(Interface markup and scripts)
BEGIN
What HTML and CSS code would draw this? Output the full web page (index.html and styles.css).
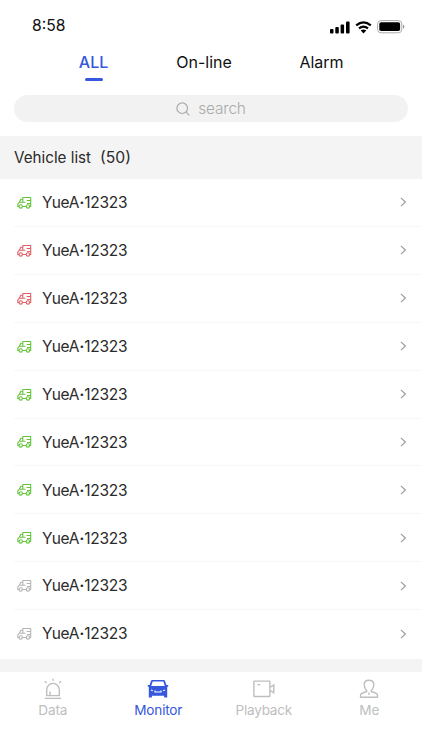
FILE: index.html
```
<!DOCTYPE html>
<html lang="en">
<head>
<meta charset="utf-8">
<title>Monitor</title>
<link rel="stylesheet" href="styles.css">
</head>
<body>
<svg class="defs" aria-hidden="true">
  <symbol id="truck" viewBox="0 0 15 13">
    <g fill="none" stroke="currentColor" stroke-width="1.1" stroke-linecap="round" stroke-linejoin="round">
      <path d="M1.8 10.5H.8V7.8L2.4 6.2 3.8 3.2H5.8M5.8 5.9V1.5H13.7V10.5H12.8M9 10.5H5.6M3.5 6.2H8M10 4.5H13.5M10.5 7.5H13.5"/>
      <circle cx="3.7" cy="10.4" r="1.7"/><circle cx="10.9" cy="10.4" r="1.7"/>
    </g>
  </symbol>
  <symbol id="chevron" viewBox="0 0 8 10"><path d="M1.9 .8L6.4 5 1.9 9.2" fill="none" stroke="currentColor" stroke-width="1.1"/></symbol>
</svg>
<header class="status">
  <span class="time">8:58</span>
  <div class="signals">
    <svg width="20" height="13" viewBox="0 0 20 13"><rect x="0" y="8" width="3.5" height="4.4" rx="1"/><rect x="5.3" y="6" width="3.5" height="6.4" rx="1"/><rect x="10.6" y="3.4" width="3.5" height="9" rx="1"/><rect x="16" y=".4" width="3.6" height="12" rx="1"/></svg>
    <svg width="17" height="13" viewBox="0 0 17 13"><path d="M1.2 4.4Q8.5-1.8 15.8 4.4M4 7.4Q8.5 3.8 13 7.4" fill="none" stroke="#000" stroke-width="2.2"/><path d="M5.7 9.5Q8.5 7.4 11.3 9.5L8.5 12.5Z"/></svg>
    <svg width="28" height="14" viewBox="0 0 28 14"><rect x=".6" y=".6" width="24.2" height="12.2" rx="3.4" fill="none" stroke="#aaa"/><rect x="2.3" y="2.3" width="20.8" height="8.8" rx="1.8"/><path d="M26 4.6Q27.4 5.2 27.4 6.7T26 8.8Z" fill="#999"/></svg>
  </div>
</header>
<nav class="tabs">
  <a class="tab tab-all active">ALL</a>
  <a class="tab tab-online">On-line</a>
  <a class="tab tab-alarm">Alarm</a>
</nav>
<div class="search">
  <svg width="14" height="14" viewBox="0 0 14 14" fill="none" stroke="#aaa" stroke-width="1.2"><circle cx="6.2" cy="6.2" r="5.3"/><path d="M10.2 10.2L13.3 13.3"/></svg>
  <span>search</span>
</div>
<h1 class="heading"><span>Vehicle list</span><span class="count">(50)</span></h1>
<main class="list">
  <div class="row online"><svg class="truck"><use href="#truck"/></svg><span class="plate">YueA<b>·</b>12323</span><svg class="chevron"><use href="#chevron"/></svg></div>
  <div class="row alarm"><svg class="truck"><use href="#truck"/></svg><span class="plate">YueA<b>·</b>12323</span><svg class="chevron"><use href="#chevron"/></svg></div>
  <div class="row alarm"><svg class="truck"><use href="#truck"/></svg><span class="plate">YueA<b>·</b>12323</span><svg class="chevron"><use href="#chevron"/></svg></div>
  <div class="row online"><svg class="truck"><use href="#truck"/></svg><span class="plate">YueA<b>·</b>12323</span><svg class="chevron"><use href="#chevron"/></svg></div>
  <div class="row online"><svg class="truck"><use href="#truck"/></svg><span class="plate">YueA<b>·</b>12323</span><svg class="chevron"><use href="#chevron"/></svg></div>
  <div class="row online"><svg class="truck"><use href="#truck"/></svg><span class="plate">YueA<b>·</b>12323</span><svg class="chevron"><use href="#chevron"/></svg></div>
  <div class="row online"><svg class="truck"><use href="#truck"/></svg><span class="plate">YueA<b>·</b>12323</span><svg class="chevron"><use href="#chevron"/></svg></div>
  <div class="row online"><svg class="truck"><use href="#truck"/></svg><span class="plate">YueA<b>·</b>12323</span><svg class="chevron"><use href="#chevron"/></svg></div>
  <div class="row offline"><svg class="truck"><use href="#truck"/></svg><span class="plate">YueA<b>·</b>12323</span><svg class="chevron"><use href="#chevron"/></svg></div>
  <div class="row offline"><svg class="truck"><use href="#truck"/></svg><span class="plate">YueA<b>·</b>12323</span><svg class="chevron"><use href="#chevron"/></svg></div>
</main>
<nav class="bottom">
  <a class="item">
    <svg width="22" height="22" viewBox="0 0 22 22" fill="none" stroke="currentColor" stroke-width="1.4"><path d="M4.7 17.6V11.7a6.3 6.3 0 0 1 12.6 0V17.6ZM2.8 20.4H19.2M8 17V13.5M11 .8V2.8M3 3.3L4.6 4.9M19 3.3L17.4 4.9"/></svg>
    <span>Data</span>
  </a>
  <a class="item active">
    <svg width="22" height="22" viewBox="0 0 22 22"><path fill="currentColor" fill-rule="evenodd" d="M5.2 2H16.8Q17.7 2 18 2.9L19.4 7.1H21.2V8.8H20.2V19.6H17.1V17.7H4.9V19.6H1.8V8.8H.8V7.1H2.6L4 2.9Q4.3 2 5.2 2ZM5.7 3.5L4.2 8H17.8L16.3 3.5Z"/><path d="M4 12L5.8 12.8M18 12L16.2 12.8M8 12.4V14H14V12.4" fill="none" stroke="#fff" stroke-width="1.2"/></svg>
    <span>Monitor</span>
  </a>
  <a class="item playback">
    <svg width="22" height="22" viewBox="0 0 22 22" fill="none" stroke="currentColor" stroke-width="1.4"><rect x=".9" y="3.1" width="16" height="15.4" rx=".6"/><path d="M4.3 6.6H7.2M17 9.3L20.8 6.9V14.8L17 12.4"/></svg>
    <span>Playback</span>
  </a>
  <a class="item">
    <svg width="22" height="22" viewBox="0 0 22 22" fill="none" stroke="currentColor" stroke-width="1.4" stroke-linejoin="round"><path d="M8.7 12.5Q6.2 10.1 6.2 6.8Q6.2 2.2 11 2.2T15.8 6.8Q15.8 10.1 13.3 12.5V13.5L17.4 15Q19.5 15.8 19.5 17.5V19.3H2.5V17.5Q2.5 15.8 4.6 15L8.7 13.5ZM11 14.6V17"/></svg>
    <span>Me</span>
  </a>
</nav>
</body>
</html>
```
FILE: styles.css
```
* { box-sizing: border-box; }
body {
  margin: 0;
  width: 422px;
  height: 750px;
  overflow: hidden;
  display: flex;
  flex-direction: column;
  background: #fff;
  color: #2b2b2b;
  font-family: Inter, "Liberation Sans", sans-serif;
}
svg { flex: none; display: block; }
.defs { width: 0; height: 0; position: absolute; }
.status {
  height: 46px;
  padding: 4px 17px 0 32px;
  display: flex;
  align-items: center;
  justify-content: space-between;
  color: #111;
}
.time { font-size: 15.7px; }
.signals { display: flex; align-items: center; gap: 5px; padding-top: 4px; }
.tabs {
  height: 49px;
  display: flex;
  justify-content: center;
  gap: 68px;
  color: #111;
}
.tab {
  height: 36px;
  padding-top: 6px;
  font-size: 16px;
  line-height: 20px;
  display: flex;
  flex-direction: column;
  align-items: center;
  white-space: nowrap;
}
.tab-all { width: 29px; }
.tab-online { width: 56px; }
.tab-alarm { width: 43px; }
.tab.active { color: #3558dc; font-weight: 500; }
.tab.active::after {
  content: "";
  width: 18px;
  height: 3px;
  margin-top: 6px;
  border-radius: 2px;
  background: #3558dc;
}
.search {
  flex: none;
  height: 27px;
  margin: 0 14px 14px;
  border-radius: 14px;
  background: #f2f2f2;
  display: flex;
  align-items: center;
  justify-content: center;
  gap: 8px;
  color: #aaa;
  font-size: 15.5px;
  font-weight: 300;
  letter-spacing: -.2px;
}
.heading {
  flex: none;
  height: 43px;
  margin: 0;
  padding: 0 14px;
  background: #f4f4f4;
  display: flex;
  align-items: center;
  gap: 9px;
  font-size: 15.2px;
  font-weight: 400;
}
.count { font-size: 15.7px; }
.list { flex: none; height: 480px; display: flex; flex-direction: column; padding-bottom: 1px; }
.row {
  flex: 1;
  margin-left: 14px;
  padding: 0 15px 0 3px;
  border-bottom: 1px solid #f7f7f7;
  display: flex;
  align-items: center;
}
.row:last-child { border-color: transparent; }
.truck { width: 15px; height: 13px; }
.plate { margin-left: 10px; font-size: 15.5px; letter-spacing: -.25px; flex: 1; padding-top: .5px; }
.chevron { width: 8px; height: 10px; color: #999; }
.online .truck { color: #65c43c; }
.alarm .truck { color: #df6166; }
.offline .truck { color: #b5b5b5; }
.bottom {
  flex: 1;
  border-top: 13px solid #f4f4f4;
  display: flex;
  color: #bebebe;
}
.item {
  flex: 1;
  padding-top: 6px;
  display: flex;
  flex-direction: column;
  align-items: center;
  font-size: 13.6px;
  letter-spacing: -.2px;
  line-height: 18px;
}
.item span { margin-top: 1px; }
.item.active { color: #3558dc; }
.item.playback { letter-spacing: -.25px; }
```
END
BEGIN
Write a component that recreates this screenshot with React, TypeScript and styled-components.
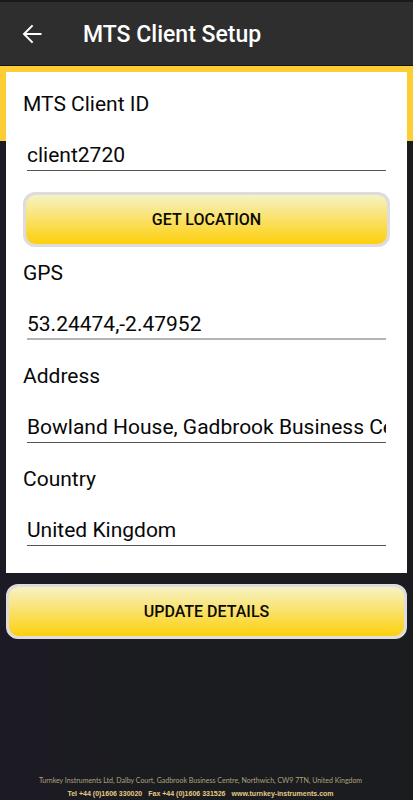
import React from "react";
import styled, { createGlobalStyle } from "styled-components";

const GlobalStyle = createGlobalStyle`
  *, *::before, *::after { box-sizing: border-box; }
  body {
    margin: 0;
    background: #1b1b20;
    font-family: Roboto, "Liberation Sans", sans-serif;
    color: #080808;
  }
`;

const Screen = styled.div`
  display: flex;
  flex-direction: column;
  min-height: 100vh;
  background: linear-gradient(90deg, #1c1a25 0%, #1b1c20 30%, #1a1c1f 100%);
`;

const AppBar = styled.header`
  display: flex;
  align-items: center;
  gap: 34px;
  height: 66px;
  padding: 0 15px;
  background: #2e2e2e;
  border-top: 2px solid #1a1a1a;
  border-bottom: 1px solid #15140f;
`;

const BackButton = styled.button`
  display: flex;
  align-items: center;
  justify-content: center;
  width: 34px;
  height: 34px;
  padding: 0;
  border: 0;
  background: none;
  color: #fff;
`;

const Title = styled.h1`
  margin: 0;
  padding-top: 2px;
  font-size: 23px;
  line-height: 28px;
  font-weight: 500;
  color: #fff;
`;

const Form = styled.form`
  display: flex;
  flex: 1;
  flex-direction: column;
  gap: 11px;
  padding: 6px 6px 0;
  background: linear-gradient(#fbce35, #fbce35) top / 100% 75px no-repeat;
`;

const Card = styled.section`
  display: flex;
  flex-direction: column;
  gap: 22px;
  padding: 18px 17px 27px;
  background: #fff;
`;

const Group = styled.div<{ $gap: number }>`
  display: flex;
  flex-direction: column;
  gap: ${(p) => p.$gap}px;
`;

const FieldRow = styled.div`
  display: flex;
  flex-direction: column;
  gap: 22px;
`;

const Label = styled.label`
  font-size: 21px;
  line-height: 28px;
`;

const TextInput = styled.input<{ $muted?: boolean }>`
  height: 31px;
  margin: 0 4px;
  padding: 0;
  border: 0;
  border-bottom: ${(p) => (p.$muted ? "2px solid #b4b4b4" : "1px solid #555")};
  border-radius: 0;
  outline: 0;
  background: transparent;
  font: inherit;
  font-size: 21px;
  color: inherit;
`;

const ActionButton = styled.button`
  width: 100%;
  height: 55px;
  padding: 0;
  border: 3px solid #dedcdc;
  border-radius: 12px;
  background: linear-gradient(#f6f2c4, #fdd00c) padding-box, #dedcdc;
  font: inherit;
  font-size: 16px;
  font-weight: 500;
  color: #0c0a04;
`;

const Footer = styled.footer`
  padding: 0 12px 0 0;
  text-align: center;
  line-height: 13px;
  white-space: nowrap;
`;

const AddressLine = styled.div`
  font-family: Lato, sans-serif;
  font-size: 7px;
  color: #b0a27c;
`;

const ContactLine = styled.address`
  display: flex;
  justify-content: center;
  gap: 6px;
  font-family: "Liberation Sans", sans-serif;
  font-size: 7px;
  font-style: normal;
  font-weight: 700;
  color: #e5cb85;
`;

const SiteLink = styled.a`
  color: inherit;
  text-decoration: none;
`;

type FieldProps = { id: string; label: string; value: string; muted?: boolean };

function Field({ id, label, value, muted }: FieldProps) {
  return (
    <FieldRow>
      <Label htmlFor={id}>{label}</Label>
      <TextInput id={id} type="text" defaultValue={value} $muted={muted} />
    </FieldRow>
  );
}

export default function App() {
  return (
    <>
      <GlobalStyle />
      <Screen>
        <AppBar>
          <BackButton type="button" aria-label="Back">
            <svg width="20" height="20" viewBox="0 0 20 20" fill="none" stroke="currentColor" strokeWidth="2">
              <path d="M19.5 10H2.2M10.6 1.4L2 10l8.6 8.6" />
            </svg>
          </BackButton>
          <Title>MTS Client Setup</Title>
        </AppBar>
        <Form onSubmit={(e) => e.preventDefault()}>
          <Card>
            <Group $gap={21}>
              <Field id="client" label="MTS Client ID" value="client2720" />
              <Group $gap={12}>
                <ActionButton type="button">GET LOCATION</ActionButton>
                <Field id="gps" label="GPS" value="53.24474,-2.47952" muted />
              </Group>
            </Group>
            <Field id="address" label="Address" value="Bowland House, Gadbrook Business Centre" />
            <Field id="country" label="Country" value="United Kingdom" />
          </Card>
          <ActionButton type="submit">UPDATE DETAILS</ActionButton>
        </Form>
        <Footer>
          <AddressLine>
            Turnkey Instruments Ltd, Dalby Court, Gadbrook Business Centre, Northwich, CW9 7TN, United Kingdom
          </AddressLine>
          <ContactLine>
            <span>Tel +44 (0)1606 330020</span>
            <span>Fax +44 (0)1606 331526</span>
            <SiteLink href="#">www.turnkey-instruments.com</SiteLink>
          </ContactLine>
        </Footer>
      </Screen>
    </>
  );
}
END
> The request
Which lines above contain the word "React"? Copy each of them.

> Reply to the exercise
Write a component that recreates this screenshot with React, TypeScript and styled-components.
import React from "react";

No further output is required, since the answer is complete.